Hamburg. Der langjährige US-Erfolgscoach John Geddert hat sich nach einer Anklage wegen sexuellen Missbrauchs das Leben genommen.

Ihm drohte eine lebenslange Haftstrafe, und er sah offenbar keinen Ausweg mehr: Der frühere Erfolgstrainer John Geddert, gegen den im Zusammenhang mit dem Missbrauchsskandal im US-Kunstturnen ermittelt wurde, nahm sich kurz nach Erhebung der Anklage das Leben.

Gefunden wurde der 63-Jährige auf einer Autobahnraststätte in der Nähe von Grand Ledge/Michigan, unweit von Lansing, der Hauptstadt des Bundesstaates. „Dies ist ein tragisches Ende einer tragischen Geschichte für alle Beteiligten“, sagte Dana Nessel, Justizministerin von Michigan.

Aus ihrer Position als Generalstaatsanwältin heraus hatte die Juristin wenige Stunden zuvor verkündet, dass Geddert unter anderem wegen Menschenhandels und krimineller sexueller Handlungen angeklagt werde.

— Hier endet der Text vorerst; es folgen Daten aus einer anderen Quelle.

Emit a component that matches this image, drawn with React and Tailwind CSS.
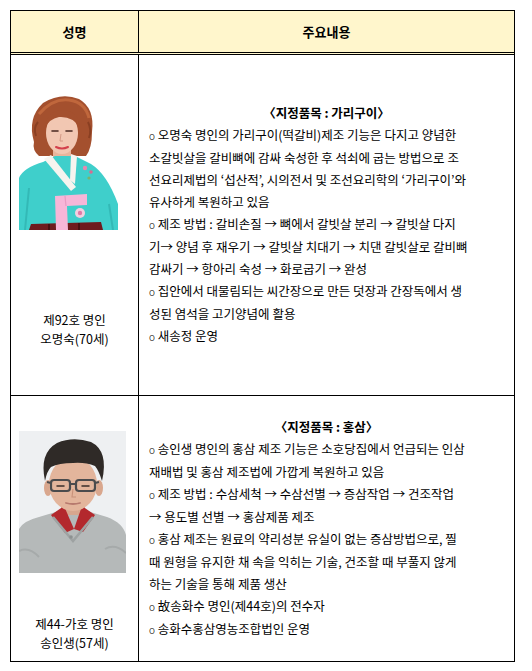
const font = { fontFamily: '"Noto Sans CJK KR", "Noto Sans", sans-serif' };

function WomanPhoto() {
  return (
    <svg width="99" height="138" viewBox="0 0 99 138">
      <rect width="99" height="138" fill="#ffffff" />
      {/* hair */}
      <path d="M15,50 Q8,26 24,11 Q42,0 60,7 Q76,16 73,40 Q73,56 67,64 L20,64 Q13,58 15,50 Z" fill="#a4502e" />
      <path d="M20,22 Q34,6 50,8 Q66,10 70,26" stroke="#c0673c" strokeWidth="3" fill="none" />
      <path d="M17,44 Q14,36 19,30 M69,30 Q73,38 70,46" stroke="#8a3f22" strokeWidth="2" fill="none" />
      {/* neck */}
      <rect x="34" y="54" width="18" height="16" fill="#e9b59c" />
      {/* face */}
      <ellipse cx="43" cy="41" rx="16" ry="21" fill="#f2c7b2" />
      <path d="M26,36 Q28,18 44,18 Q60,19 61,36 Q54,24 40,25 Q30,27 26,36 Z" fill="#a4502e" />
      <path d="M33,39 L39,39 M47,39 L53,39" stroke="#4a2a22" strokeWidth="1.6" strokeLinecap="round" />
      <path d="M42,42 L41,49 L44,49" stroke="#d49a86" strokeWidth="1" fill="none" />
      <path d="M37,55 Q43,58 49,55" stroke="#d3404c" strokeWidth="2" fill="none" strokeLinecap="round" />
      {/* hanbok body */}
      <path d="M0,138 L0,86 Q4,76 24,70 L36,64 L56,64 L72,72 Q88,82 99,112 L99,138 Z" fill="#3fcfcb" />
      <path d="M6,138 L10,96 M90,112 L94,138" stroke="#33b9b6" strokeWidth="2" fill="none" />
      {/* white collar */}
      <polygon points="25,67 32,63 57,95 52,99" fill="#f6f4ef" />
      <polygon points="52,62 58,64 56,92 51,88" fill="#f6f4ef" />
      {/* embroidery */}
      <circle cx="66" cy="76" r="2.2" fill="#e58ab0" />
      <circle cx="72" cy="80" r="1.8" fill="#d86c92" />
      <circle cx="70" cy="86" r="1.6" fill="#7cb36a" />
      {/* skirt */}
      <path d="M12,132 L82,130 L84,138 L10,138 Z" fill="#6e1b1e" />
      <path d="M30,132 L30,138 M60,131 L60,138" stroke="#3d0c0e" strokeWidth="1.5" />
      {/* ribbon */}
      <path d="M36,104 L68,102 L68,113 L48,114 L49,138 L37,138 Z" fill="#f7b6d8" />
      <path d="M46,104 L47,114" stroke="#e79bc2" strokeWidth="1.2" />
      <circle cx="61" cy="121" r="5" fill="#f3cfe0" />
      <circle cx="61" cy="121" r="2.2" fill="#e07aa6" />
    </svg>
  );
}

function ManPhoto() {
  return (
    <svg width="107" height="142" viewBox="0 0 107 142">
      <rect width="107" height="142" fill="#eef0f2" />
      {/* sweater */}
      <path d="M0,142 L0,98 Q4,90 20,86 L40,80 L68,80 L88,86 Q104,92 107,104 L107,142 Z" fill="#b5b9b9" />
      <path d="M0,120 Q10,115 20,126 M86,118 Q96,112 107,122" stroke="#a6aaaa" strokeWidth="2" fill="none" />
      {/* neck */}
      <rect x="42" y="68" width="24" height="16" fill="#d7a68e" />
      {/* red collar */}
      <polygon points="32,84 45,75 55,98 46,102" fill="#b3282d" />
      <polygon points="76,84 63,75 55,98 64,101" fill="#b3282d" />
      <path d="M34,86 L54,110 L74,86" stroke="#9ea2a2" strokeWidth="2.5" fill="none" />
      <circle cx="52" cy="106" r="1.8" fill="#8d9191" />
      {/* ears */}
      <ellipse cx="29" cy="57" rx="4" ry="8" fill="#d9a78e" />
      <ellipse cx="80" cy="57" rx="4" ry="8" fill="#d9a78e" />
      {/* face */}
      <ellipse cx="54" cy="53" rx="24" ry="27" fill="#e3b59c" />
      {/* hair */}
      <path d="M26,50 Q20,22 38,12 Q54,5 72,11 Q90,20 83,50 Q80,40 76,35 Q66,31 54,32 Q40,32 32,36 Q28,40 26,50 Z" fill="#2f2a27" />
      {/* glasses */}
      <rect x="32" y="49" width="19" height="11" rx="3" fill="none" stroke="#4b4b4d" strokeWidth="2.2" />
      <rect x="57" y="49" width="19" height="11" rx="3" fill="none" stroke="#4b4b4d" strokeWidth="2.2" />
      <path d="M51,53 L57,53 M32,52 L28,51 M76,52 L80,51" stroke="#4b4b4d" strokeWidth="2" />
      <path d="M38,55 L45,55 M63,55 L70,55" stroke="#3a2e2a" strokeWidth="1.5" strokeLinecap="round" />
      <path d="M54,58 L53,66 L57,66" stroke="#c8927a" strokeWidth="1.1" fill="none" />
      <path d="M47,72 Q54,74 61,72" stroke="#b77a6e" strokeWidth="1.8" fill="none" strokeLinecap="round" />
    </svg>
  );
}

const rows = [
  {
    photo: <WomanPhoto />,
    height: 'h-[341px]',
    pad: 'pt-[37px]',
    gap: 'mt-[80px]',
    caption: ['제92호 명인', '오명숙(70세)'],
    title: '〈지정품목 : 가리구이〉',
    lines: [
      'o 오명숙 명인의 가리구이(떡갈비)제조 기능은 다지고 양념한',
      '소갈빗살을 갈비뼈에 감싸 숙성한 후 석쇠에 굽는 방법으로 조',
      '선요리제법의 ‘섭산적’, 시의전서 및 조선요리학의 ‘가리구이’와',
      '유사하게 복원하고 있음',
      'o 제조 방법 : 갈비손질 → 뼈에서 갈빗살 분리 → 갈빗살 다지',
      '기→ 양념 후 재우기 → 갈빗살 치대기 → 치댄 갈빗살로 갈비뼈',
      '감싸기 → 항아리 숙성 → 화로굽기 → 완성',
      'o 집안에서 대물림되는 씨간장으로 만든 덧장과 간장독에서 생',
      '성된 염석을 고기양념에 활용',
      'o 새송정 운영',
    ],
  },
  {
    photo: <ManPhoto />,
    height: 'h-[265px]',
    pad: 'pt-[35px]',
    gap: 'mt-[41px]',
    caption: ['제44-가호 명인', '송인생(57세)'],
    title: '〈지정품목 : 홍삼〉',
    lines: [
      'o 송인생 명인의 홍삼 제조 기능은 소호당집에서 언급되는 인삼',
      '재배법 및 홍삼 제조법에 가깝게 복원하고 있음',
      'o 제조 방법 : 수삼세척 → 수삼선별 → 증삼작업 → 건조작업',
      '→ 용도별 선별 → 홍삼제품 제조',
      'o 홍삼 제조는 원료의 약리성분 유실이 없는 증삼방법으로, 찔',
      '때 원형을 유지한 채 속을 익히는 기술, 건조할 때 부풀지 않게',
      '하는 기술을 통해 제품 생산',
      'o 故송화수 명인(제44호)의 전수자',
      'o 송화수홍삼영농조합법인 운영',
    ],
  },
];

function Line({ text }) {
  if (text.startsWith('o ')) {
    return (
      <div className="whitespace-nowrap">
        <span className="text-[10px] font-light">o</span> {text.slice(2)}
      </div>
    );
  }
  return <div className="whitespace-nowrap">{text}</div>;
}

export default function App() {
  return (
    <div className="min-h-screen bg-white pt-[10px] pl-[10px] text-black" style={font}>
      <div className="w-[505px] border border-black">
        {/* header */}
        <div className="flex h-[44px] bg-[#fff6cc] border-b-[3px] border-double border-black text-[13px] font-bold">
          <div className="w-[128px] border-r border-black flex items-center justify-center">성명</div>
          <div className="flex-1 flex items-center justify-center">주요내용</div>
        </div>

        {rows.map((row, i) => (
          <div key={i} className={`flex ${row.height} ${i === 0 ? 'border-b border-black' : ''}`}>
            <div className={`w-[128px] shrink-0 border-r border-black flex flex-col ${row.pad}`}>
              <div className="pl-[8px]">{row.photo}</div>
              <div className={`${row.gap} text-center text-[12.5px] leading-[19px]`}>
                {row.caption.map((c) => (
                  <div key={c}>{c}</div>
                ))}
              </div>
            </div>
            <div className="flex-1 flex flex-col justify-center pl-[10px] text-[12.5px] leading-[22px]">
              <div className="text-center font-bold pr-[10px]">{row.title}</div>
              {row.lines.map((l) => (
                <Line key={l} text={l} />
              ))}
            </div>
          </div>
        ))}
      </div>
    </div>
  );
}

Die Anklageschrift gegen Geddert, der die US-Frauenriege bei Olympia 2012 in London zur Goldmedaille im Teamwettbewerb geführt hatte, umfasste 24 Punkte.

Geddert: Nähe zu überführtem Sexualverbrecher

Geddert wurde in diesem Zusammenhang schon seit vielen Jahren eine große Nähe zum ehemaligen US-Teamarzt Larry Nassar vorgeworfen, einem überführten Sexualverbrecher, der wegen sexuellen Missbrauchs Minderjähriger und des Besitzes kinderpornografischen Materials eine mindestens 40-jährige Haftstrafe erhalten hat. Nassar arbeitete im Trainingscamp „Twistars USA Gymnastics Club“, das Geddert gehörte.

Geddert soll unter anderem Nassars Machenschaften gedeckt und seine Athletinnen und Athleten gezwungen haben, sich von dem Arzt behandeln zu lassen. Als im Jahr 2018 die Ermittlungen gegen ihn aufgenommen wurden, behauptete er jedoch, „keinerlei Wissen“ von Nassars Taten zu haben. Zu den aktuellen Anklagepunkten hatten sich am Donnerstag weder Geddert noch sein Rechtsanwalt Chris Bergstrom geäußert.

Sammelklage: Entschädigung von 200 Millionen?

Als Coach stand Geddert in den USA lange Zeit im Schatten des aus Rumänien stammenden Ehepaars Marta und Bela Karolyi. Seine erfolgreichste Athletin war Jordyn Wieber, die schon ein Jahr vor ihrem Olympiasieg mit der US-Riege Mehrkampf-Weltmeisterin geworden war. Die mittlerweile 25-Jährige arbeitet als Trainerin.

Auch Wieber schloss sich wie die Rekord-Weltmeisterin und dreimalige Weltsportlerin des Jahres Simone Biles 2018 einer Sammelklage ehemaliger Kunstturnerinnen gegen den US-Verband an. Das Verfahren ist noch nicht abgeschlossen, im Raum steht derzeit eine Entschädigungssumme von insgesamt rund 200 Millionen US-Dollar.